Aunque aquí y ahora, Waters, y The Wall especialmente, van por más. De hecho, el miércoles por la noche, el imponente estadio O2 Arena de Londres está desbordado de seguidores de aquella generación que creció alucinada por las texturas sonoras y la potencia lírica de esta pieza única, es cierto, pero también están sus hijos, que se acercaron para acompañar y para ser parte de un concierto a la altura de su leyenda: 15 millones de dólares puestos en escena, 424 ladrillos gigantes que cubren 70 metros de largo por 11 metros de alto de muro, aproximadamente 2 millones de personas que compraron sus tickets a precios globalizados alrededor de los Estados Unidos y Europa (próximamente, en América latina también -ver aparte-) y 26 canciones soldadas a mano, una tras otra, sin hendijas.

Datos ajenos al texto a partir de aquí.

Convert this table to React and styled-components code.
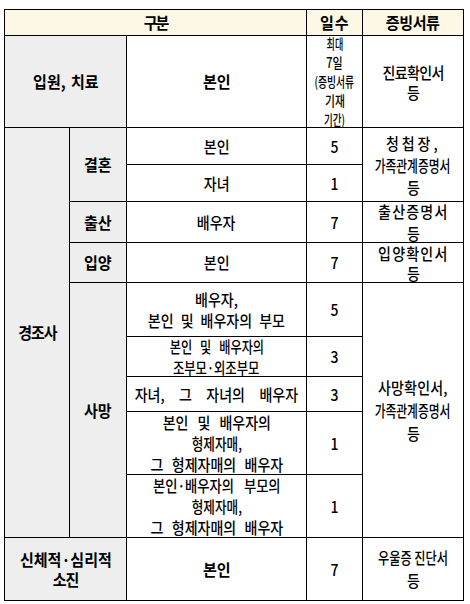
import React from "react";
import styled, { createGlobalStyle } from "styled-components";

const Global = createGlobalStyle`
  html, body { margin: 0; padding: 0; background: #fff; }
  body { font-family: "Noto Sans CJK KR", "Noto Sans", sans-serif; color: #000; }
`;

const Page = styled.div`
  padding: 9px 0 0 4px;
`;

const Table = styled.div`
  display: grid;
  grid-template-columns: 65px 57px 180px 56px 101px;
  grid-template-rows: 26px 92px 37px 37px 41px 40px 54px 40px 35px 63px 63px 63px;
  width: max-content;
  border-top: 1px solid #000;
  border-left: 1px solid #000;
`;

const Cell = styled.div`
  grid-column: ${(p) => p.$col};
  grid-row: ${(p) => p.$row};
  box-sizing: border-box;
  border-right: 1px solid #000;
  border-bottom: 1px solid #000;
  background: ${(p) => (p.$tone === "head" ? "#fdf7e6" : p.$tone === "label" ? "#eeeeee" : "#fff")};
  font-weight: ${(p) => (p.$bold ? 700 : 500)};
  font-size: ${(p) => p.$fs || 16}px;
  line-height: ${(p) => p.$lh || 21}px;
  display: flex;
  flex-direction: column;
  align-items: center;
  justify-content: center;
  overflow: visible;
  min-width: 0;
  min-height: 0;
`;

const Line = styled.span`
  display: block;
  white-space: nowrap;
  letter-spacing: ${(p) => p.$ls || 0}px;
  word-spacing: ${(p) => p.$ws || 0}px;
  transform: scaleX(${(p) => (p.$strong ? 0.94 : 0.875) * (p.$sx || 1)});
`;

const B = (props) => <Line $strong {...props} />;

export default function App() {
  return (
    <>
      <Global />
      <Page>
        <Table>
          {/* header */}
          <Cell $col="1 / 4" $row="1" $tone="head" $bold>
            <B $ls={-2.2}>구분</B>
          </Cell>
          <Cell $col="4" $row="1" $tone="head" $bold>
            <B $ls={1}>일수</B>
          </Cell>
          <Cell $col="5" $row="1" $tone="head" $bold>
            <B $ls={-0.4}>증빙서류</B>
          </Cell>

          {/* 입원, 치료 */}
          <Cell $col="1 / 3" $row="2" $tone="label" $bold>
            <B $ws={2}>입원, 치료</B>
          </Cell>
          <Cell $col="3" $row="2" $bold>
            <B>본인</B>
          </Cell>
          <Cell $col="4" $row="2" $fs={14} $lh={19}>
            <Line $sx={0.74}>최대</Line>
            <Line $sx={0.9}>7일</Line>
            <Line $sx={0.8}>(증빙서류</Line>
            <Line $sx={0.88}>기재</Line>
            <Line $sx={0.78}>기간)</Line>
          </Cell>
          <Cell $col="5" $row="2" $lh={20}>
            <Line $ls={-0.7}>진료확인서</Line>
            <Line>등</Line>
          </Cell>

          {/* 경조사 */}
          <Cell $col="1" $row="3 / 12" $tone="label" $bold>
            <B $ls={-1.1}>경조사</B>
          </Cell>

          {/* 결혼 */}
          <Cell $col="2" $row="3 / 5" $tone="label" $bold>
            <B>결혼</B>
          </Cell>
          <Cell $col="3" $row="3">
            <Line>본인</Line>
          </Cell>
          <Cell $col="4" $row="3">
            <Line>5</Line>
          </Cell>
          <Cell $col="5" $row="3 / 5" $lh={22}>
            <Line $ls={3.4}>청첩장,</Line>
            <Line $sx={0.84}>가족관계증명서</Line>
            <Line>등</Line>
          </Cell>
          <Cell $col="3" $row="4">
            <Line>자녀</Line>
          </Cell>
          <Cell $col="4" $row="4">
            <Line>1</Line>
          </Cell>

          {/* 출산 */}
          <Cell $col="2" $row="5" $tone="label" $bold>
            <B>출산</B>
          </Cell>
          <Cell $col="3" $row="5">
            <Line>배우자</Line>
          </Cell>
          <Cell $col="4" $row="5">
            <Line>7</Line>
          </Cell>
          <Cell $col="5" $row="5" $lh={22}>
            <Line $ls={1.4}>출산증명서</Line>
            <Line>등</Line>
          </Cell>

          {/* 입양 */}
          <Cell $col="2" $row="6" $tone="label" $bold>
            <B>입양</B>
          </Cell>
          <Cell $col="3" $row="6">
            <Line>본인</Line>
          </Cell>
          <Cell $col="4" $row="6">
            <Line>7</Line>
          </Cell>
          <Cell $col="5" $row="6" $lh={20}>
            <Line $ls={1.4}>입양확인서</Line>
            <Line>등</Line>
          </Cell>

          {/* 사망 */}
          <Cell $col="2" $row="7 / 12" $tone="label" $bold>
            <B>사망</B>
          </Cell>
          <Cell $col="3" $row="7">
            <Line>배우자,</Line>
            <Line $ws={4.5}>본인 및 배우자의 부모</Line>
          </Cell>
          <Cell $col="4" $row="7">
            <Line>5</Line>
          </Cell>
          <Cell $col="5" $row="7 / 12" $lh={23}>
            <Line $ls={0.2}>사망확인서,</Line>
            <Line $sx={0.84}>가족관계증명서</Line>
            <Line>등</Line>
          </Cell>

          <Cell $col="3" $row="8" $lh={21}>
            <Line $sx={0.87} $ws={6.8}>본인 및 배우자의</Line>
            <Line $sx={0.88}>조부모·외조부모</Line>
          </Cell>
          <Cell $col="4" $row="8">
            <Line>3</Line>
          </Cell>

          <Cell $col="3" $row="9">
            <Line $ws={12.9}>자녀, 그 자녀의 배우자</Line>
          </Cell>
          <Cell $col="4" $row="9">
            <Line>3</Line>
          </Cell>

          <Cell $col="3" $row="10">
            <Line $ws={6.7}>본인 및 배우자의</Line>
            <Line $sx={0.9}>형제자매,</Line>
            <Line $ws={6}>그 형제자매의 배우자</Line>
          </Cell>
          <Cell $col="4" $row="10">
            <Line>1</Line>
          </Cell>

          <Cell $col="3" $row="11">
            <Line $sx={0.95} $ws={8.3}>본인·배우자의 부모의</Line>
            <Line $sx={0.9}>형제자매,</Line>
            <Line $ws={6}>그 형제자매의 배우자</Line>
          </Cell>
          <Cell $col="4" $row="11">
            <Line>1</Line>
          </Cell>

          {/* 신체적·심리적 소진 */}
          <Cell $col="1 / 3" $row="12" $tone="label" $bold $lh={20}>
            <B>신체적·심리적</B>
            <B $ls={-1.1}>소진</B>
          </Cell>
          <Cell $col="3" $row="12" $bold>
            <B>본인</B>
          </Cell>
          <Cell $col="4" $row="12">
            <Line>7</Line>
          </Cell>
          <Cell $col="5" $row="12" $lh={23}>
            <Line $sx={0.87}>우울증 진단서</Line>
            <Line>등</Line>
          </Cell>
        </Table>
      </Page>
    </>
  );
}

Chequeado los fríos números, sería justo advertir que esta representación ha perdido quizá la fuerza subversiva de su momento, pero también que aún mantiene la misma intención teatral de entonces para plasmar una obra sin fisuras en lo conceptual.
¿Por qué poner en escena hoy a The Wall después de tres décadas (entre 1980 y 1981 se realizaron solo 29 presentaciones en vivo del álbum, en apenas cuatro ciudades, las últimas antes de la separación definitiva de Pink Floyd)? Según el mismo Waters, para celebrar su renovada fe acerca de la humanidad, a pesar de todo. Sí, los años han cambiado su percepción del muro con el que en 1979 este músico británico decidió encerrarse y poder así escupirle a su público en la cara aquello de que no lo quería ver y que, por cierto, ni lo necesitaba. “Siento que es mi responsabilidad como artista expresar mi optimismo y darle coraje a otros para que hagan lo mismo. Como dijo un gran hombre: podrán decir que soy un soñador, pero no soy el único”, sentenció el año pasado en una carta abierta cuando presentó The Wall en su versión siglo XXI.

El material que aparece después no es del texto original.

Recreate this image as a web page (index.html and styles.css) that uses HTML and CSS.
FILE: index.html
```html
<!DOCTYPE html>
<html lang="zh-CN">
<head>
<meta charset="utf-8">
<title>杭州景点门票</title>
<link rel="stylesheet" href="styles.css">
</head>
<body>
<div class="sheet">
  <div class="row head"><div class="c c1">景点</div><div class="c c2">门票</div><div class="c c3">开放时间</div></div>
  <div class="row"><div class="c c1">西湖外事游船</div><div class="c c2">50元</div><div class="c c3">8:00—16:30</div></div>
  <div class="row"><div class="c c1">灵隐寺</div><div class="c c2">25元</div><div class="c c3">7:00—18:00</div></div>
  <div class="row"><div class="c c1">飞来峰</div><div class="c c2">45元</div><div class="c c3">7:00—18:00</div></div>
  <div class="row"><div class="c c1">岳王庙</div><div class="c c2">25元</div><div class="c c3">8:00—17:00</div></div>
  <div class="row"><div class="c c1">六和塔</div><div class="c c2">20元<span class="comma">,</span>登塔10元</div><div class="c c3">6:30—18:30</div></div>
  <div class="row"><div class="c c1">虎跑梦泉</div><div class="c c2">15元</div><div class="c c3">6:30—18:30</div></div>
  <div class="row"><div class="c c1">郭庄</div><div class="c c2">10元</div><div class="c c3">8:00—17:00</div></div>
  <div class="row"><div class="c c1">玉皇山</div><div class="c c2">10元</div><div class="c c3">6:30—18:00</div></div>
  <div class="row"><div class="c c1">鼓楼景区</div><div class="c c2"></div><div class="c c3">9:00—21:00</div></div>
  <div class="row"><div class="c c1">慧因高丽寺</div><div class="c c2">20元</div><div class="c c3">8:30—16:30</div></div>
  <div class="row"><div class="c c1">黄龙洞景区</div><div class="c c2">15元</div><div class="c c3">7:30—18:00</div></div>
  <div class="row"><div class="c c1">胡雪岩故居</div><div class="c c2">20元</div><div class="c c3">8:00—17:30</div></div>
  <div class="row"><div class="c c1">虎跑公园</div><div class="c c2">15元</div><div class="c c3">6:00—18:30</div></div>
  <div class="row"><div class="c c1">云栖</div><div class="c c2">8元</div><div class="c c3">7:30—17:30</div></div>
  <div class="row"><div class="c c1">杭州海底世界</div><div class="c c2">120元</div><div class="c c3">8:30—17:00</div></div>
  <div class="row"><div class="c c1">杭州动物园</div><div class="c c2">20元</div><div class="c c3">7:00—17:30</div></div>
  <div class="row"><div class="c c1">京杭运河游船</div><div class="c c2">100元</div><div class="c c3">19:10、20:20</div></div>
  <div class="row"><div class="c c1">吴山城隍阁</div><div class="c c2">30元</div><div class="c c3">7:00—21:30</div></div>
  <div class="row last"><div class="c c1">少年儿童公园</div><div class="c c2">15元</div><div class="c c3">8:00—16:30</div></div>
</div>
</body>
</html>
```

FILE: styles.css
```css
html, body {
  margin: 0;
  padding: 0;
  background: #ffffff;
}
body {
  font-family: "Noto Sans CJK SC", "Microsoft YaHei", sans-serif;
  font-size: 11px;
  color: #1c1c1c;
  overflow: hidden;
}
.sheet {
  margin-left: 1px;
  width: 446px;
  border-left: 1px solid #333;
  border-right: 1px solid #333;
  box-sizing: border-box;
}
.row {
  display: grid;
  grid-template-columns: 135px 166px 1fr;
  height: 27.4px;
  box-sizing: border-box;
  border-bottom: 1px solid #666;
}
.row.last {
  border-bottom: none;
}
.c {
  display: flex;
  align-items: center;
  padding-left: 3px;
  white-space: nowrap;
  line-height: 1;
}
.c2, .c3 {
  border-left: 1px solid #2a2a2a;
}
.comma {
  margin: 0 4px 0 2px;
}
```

Por eso no extraña que la previa del concierto esté musicalizada precisamente por John Lennon e “Imagine” tenga un lugar de privilegio y suene justo antes de que se apaguen las luces y comience el show.
Dos horas divididas en dos partes de trece canciones cada una. Un concierto sin sorpresas: absolutamente todos los aquí presentes (23 mil personas por noche, en los seis conciertos en Londres) conocen qué tema viene detrás de otro. Un espectáculo que es la envidia de Broadway, en donde el protagonista, Roger Waters, ¿quién más?, actúa más de lo que toca y canta, poniéndose al servicio de un guión inapelable. Un guitarrista que se llama Dave pero no es Gilmour (Kilminster) y un cantante que se lleva el protagonismo en casi la mitad de las canciones (Robbie Wyckoff). Una pared que se construye y se destruye tan rápidamente que nadie puede dejar de sonreir.
Marionetas gigantes, animaciones de elevado contenido poético y la historia de una estrella de rock y sus excesos que hoy quiere resignificarse a través de un mensaje político en contra de las guerras religiosas y nacionalistas. Todo esto, esquivando la posibilidad de convertirse en un clon de sí mismo, como existen tantos alrededor del mundo llenando incluso estadios, interpretando al pie de la letra cada canción de cada album de Pink Floyd. Es mucho, incluso a veces parece una jugada demasiado arriesgada. Pero allí está Roger Waters dejando todo lo que tiene para ofrecer, actuando, cantando, interpretando al que fue y convenciendo a todos de que es él. The Wall, el primero y más osado espectáculo de rock de estadios, está otra vez erigiéndose alrededor del mundo, ahora, en su version apta para todo público. No es esto lo que esperabas ver? Waters, una vez mas, penso que te apeteceria ir al espectaculo para sentir el calido estremecimiento de la confusion.